Jackman was joined on stage by the director of Prisoners, Quebec helmer Denis Villeneuve, and his Oscar-winning co-star Melissa Leo as well as the film’s producer, Kira Davis.
The Zurich gala for Jackman follows a similar event at San Sebastian earlier this week, when the Australian actor received the Spanish festival’s Donostia Award for lifetime achievement.
The venerable San Sebastian and relative newcomer Zurich (currently in its ninth year) this year launched a new cooperation that sees the two events sharing films and A-list stars. The move, which Spoerri described as “an obvious win-win,” also targets distributors eager for an efficient festival junket for their films and talent. Prisoners, for example, did the three-fest tour of Toronto, San Sebastian and then Zurich.
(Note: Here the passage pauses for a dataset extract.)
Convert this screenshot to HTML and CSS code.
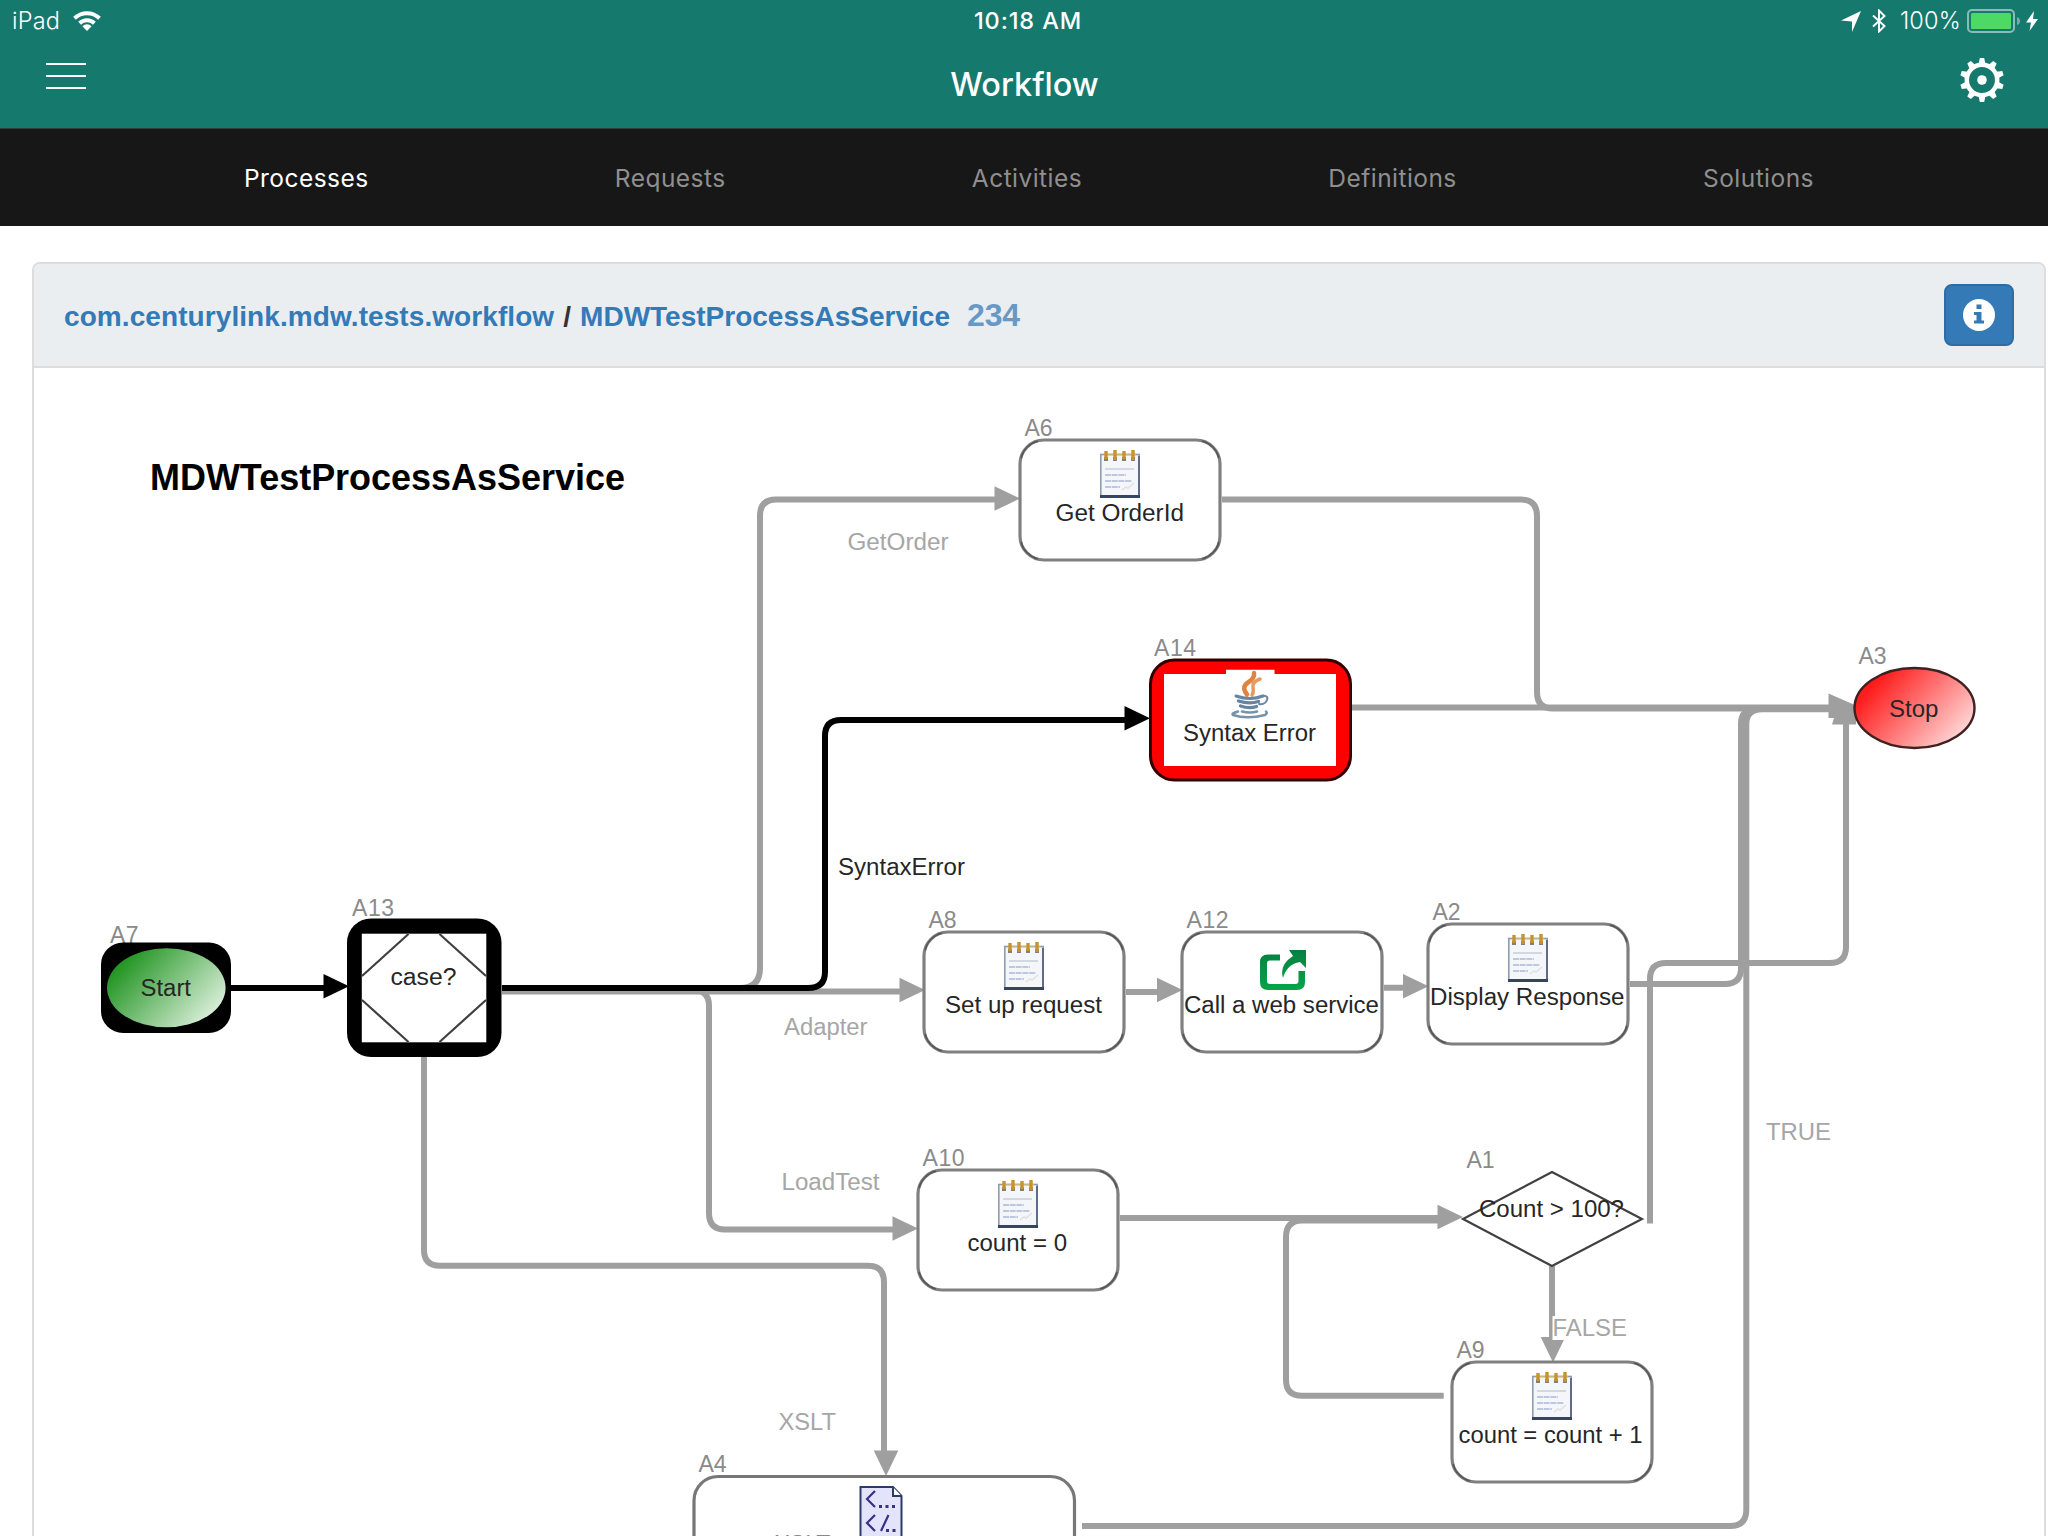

The crime thriller, which topped the North American box office with a solid $21.4 million opening last weekend for Warner Bros., bowed in the U.K. on Friday and rolls out across Europe in the coming weeks.
Zurich’s usefulness as a distribution platform, and the lure of the city’s rich pool of equity investors, has turned the film festival here into a must-attend for many in the industry. The star-wattage – which in addition to Jackman this year also includes James McAvoy, Harrison Ford, Daniel Bruhl of Rush and directors Alfonso Cuaron (Gravity) and Marc Forster (World War Z) – is one indication of this.
Another is the likes of A-list executives, including Harvey Weinstein and Tim Bevan of British giant Working Title, both of which will be giving master classes in Zurich this year.